Anche se ormai 3 italiani su 4 sono connessi alla rete, nel nostro Paese manca ancora una reale consapevolezza del potere di internet. Ne sono convinti gli analisti del sistema dei media. Alla fine di marzo si è chiusa una consultazione pubblica sulla “Carta dei diritti di internet”. Il documento del quale discutere era stato stilato da un’apposita commissione convocata dalla Camera dei Deputati e presieduta da Stefano Rodotà.
“Internet si configura come uno spazio sempre più importante per l’autorganizzazione delle persone e dei gruppi e come uno strumento essenziale per promuovere la partecipazione individuale e collettiva ai processi democratici e l’eguaglianza sostanziale”, si legge sulle pagine del sito della Camera dedicate alla consultazione. L’analisi del documento (diviso in 14 punti) si era aperta a ottobre e si è svolta in due modi: audizioni di esperti e di addetti ai lavori e commenti online da parte dei cittadini. Sono state espresse circa 600 opinioni critiche e sono stati registrati 15mila accessi alla piattaforma online di consultazione. Nel corso delle audizioni sono stati ascoltati, fra gli altri, Agcom, i Giuristi telematici, Media Laws, l’associazione Articolo21, Openpolis e molti esperti. Sono state abbozzate 20 proposte che adesso dovranno essere integrate dal gruppo di lavoro guidato da Rodotà.
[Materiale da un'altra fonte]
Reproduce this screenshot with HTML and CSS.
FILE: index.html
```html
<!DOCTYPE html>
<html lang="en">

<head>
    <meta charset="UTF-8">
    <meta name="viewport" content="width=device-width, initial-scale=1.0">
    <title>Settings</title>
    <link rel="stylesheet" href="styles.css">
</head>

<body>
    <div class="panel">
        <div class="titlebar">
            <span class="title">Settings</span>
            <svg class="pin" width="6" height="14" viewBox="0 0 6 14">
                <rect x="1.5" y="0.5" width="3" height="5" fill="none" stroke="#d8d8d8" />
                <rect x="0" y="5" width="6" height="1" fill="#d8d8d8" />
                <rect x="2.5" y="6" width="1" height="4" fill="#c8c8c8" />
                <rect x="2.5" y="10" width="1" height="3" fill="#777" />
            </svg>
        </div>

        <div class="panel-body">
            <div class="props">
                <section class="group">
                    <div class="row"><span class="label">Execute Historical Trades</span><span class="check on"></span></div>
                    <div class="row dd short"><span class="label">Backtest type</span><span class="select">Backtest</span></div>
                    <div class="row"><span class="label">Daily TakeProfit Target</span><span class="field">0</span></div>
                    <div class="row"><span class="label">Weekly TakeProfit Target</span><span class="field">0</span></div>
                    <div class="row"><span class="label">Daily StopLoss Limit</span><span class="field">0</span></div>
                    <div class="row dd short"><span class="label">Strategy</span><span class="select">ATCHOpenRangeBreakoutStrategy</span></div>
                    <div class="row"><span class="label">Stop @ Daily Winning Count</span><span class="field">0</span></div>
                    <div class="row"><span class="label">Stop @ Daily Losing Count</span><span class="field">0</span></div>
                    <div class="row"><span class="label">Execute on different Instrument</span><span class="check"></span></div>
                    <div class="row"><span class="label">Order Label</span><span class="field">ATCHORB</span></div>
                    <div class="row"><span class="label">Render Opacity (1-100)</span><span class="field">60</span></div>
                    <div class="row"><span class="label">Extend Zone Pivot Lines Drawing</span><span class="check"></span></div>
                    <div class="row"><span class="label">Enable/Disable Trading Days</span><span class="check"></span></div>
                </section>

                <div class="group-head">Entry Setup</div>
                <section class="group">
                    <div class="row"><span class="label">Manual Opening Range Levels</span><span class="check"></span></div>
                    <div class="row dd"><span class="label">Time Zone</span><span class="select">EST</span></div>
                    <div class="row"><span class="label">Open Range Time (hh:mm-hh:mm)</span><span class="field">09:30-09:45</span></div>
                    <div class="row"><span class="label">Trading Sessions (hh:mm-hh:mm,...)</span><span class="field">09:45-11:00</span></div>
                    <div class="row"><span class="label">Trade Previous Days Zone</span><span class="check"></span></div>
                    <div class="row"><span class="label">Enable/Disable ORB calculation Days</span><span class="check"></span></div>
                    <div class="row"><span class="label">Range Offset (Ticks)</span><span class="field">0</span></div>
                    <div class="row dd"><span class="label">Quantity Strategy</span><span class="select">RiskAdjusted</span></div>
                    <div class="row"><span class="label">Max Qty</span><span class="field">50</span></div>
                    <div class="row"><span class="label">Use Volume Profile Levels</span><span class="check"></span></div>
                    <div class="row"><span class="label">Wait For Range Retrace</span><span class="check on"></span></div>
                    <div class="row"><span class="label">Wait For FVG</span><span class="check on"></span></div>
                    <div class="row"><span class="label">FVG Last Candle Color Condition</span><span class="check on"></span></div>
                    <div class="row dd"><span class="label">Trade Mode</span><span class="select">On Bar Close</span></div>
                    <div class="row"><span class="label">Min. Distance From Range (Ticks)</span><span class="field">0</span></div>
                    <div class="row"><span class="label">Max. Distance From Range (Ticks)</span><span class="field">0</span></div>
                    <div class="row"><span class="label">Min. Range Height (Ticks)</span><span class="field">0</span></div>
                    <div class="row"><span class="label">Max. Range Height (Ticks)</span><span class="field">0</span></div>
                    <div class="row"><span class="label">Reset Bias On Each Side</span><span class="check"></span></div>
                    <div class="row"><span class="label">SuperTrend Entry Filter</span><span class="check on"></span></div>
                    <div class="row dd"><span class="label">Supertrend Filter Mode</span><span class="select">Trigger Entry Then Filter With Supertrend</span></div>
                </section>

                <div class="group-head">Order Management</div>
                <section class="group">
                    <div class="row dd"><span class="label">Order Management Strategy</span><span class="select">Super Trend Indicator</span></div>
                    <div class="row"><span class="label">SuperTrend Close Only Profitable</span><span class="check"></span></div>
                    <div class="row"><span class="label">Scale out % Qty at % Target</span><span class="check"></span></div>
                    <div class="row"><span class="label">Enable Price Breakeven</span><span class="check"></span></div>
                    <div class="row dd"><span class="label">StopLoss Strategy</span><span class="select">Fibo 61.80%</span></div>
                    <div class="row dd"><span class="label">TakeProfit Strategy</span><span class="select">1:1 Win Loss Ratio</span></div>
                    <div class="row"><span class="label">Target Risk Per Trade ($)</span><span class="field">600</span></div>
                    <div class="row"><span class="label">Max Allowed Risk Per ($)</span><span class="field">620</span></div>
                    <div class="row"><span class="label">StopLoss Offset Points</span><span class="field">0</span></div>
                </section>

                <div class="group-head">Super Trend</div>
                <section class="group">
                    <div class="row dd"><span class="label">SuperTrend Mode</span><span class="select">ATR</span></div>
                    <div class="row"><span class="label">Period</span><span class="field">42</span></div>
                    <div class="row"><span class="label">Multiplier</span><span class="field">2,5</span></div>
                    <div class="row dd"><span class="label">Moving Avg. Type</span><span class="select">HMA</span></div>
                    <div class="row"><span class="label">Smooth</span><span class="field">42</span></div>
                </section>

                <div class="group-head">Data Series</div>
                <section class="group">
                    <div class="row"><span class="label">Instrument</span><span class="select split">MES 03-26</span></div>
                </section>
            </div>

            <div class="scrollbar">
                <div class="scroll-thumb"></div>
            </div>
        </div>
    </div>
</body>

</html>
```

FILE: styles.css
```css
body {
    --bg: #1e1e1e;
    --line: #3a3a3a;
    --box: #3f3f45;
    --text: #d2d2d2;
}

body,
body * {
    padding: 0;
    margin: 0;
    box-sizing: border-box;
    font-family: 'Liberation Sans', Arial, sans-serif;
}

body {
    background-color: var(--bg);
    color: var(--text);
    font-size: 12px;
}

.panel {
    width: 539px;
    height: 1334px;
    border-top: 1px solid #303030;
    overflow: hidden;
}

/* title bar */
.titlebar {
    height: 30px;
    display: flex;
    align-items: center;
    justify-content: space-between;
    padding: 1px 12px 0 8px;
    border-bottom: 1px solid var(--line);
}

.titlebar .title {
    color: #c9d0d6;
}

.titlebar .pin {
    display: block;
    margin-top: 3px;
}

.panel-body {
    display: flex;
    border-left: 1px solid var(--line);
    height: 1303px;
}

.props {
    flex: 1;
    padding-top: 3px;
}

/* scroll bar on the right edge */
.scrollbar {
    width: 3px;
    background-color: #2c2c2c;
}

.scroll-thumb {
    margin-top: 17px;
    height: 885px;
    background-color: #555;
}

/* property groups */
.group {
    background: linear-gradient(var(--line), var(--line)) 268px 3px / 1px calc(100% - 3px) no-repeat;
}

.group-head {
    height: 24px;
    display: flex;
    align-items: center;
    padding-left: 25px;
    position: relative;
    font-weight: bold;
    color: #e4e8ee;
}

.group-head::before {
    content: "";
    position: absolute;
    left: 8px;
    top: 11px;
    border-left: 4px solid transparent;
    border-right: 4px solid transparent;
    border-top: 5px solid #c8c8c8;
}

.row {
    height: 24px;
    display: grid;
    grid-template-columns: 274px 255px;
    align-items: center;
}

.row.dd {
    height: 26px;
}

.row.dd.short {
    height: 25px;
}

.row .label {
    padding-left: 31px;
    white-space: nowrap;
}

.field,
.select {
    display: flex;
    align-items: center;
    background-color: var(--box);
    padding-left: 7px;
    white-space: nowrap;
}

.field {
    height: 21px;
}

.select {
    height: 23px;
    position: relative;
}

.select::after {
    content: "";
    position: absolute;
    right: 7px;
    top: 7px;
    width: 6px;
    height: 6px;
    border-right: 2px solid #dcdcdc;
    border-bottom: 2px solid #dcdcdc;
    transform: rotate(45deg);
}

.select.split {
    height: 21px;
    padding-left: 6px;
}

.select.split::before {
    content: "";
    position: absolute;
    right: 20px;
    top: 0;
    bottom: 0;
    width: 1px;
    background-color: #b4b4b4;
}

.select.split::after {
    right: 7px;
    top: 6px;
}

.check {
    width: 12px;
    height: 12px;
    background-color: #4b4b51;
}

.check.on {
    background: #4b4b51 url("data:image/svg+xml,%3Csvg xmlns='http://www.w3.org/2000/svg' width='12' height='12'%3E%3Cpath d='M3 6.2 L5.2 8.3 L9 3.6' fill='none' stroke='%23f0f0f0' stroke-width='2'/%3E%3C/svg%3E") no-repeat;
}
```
Il documento dovrà indicare alla politica la strada per definire una posizione italiana nel dibattito che riguarda la governance di internet per la privacy, la sicurezza e i diritti degli utenti. “Nonostante questo – ha scritto Arturo Di Corinto su Wired -, l’oblio mediatico è stato quasi totale. E dire che mai come nei mesi precedenti le notizie legate alla rete e al suo potere di riconfigurare i comportamenti sociali hanno conquistato il dibattito pubblico: dall’uso dei social network da parte dell’Isis alle decisioni di Obama sulla neutralità della rete, dalle proposte di riforma del copyright al mercato unico digitale europeo fino alla legge sulla diffamazione a mezzo stampa, tv e web”.
Il silenzio della politica, è vero, fa impressione. Secondo il 12° Rapporto Censis-Ucsi sulla comunicazione siamo ormai entrati nel ciclo della “economia della disintermediazione digitale”: mettere gli utenti (o almeno quelli connessi in rete, che sono il 70,9% della popolazione italiana) a diretto contatto con interlocutori o servizi di loro interesse, scavalcando l’intermediazione di altri. Al web, come messo in evidenza dal Rapporto Censis-Ucsi, stiamo affidando progressivamente parti sempre più rilevanti della nostra vita.
La rete, però, è un mondo complesso e non sempre è trasparente. L’Unione europea sta per chiudere alcune complesse istruttorie sull’abuso di posizione dominante e su ripetuti episodi di elusione fiscale da parte dei cosiddetti “Over the Top” (Apple, Amazon, Google, eccetera). Negli Usa, secondo quanto riportato dal Wall Strett Journal, non accennano a placarsi i rumors sull’inchiesta dell’Antitrust relativa all’uso “disinvolto” e “strumentale” degli algoritmi del motore di ricerca di Google. La Federal Trade Commission avrebbe dimostrato che Google “strategicamente riporta più in basso o rifiuta di visualizzare i link a certi siti web in settori altamente competitivi”.
A Washington ha tenuto banco per mesi una feroce discussione sulla “neutralità” della rete. La proposta di alcuni operatori “Over the Top” era di costruire autostrade digitali a pagamento superveloci per i clienti paganti e lasciare la rete più lenta agli utenti più poveri. Per difendere la “net neutrality” è dovuto scendere in campo lo stesso Obama. Di fronte a scenari così inquietanti (Facebook e Google, con droni o palloni d’alta quota, vogliono portare internet a cinque miliardi di persone), stupisce veramente il silenzio della politica italiana. Deputati e ministri ogni giorno si scatenano sui social per parlare delle loro attività ma sono pochi coloro che si stanno occupando di difendere la libertà di espressione sul web.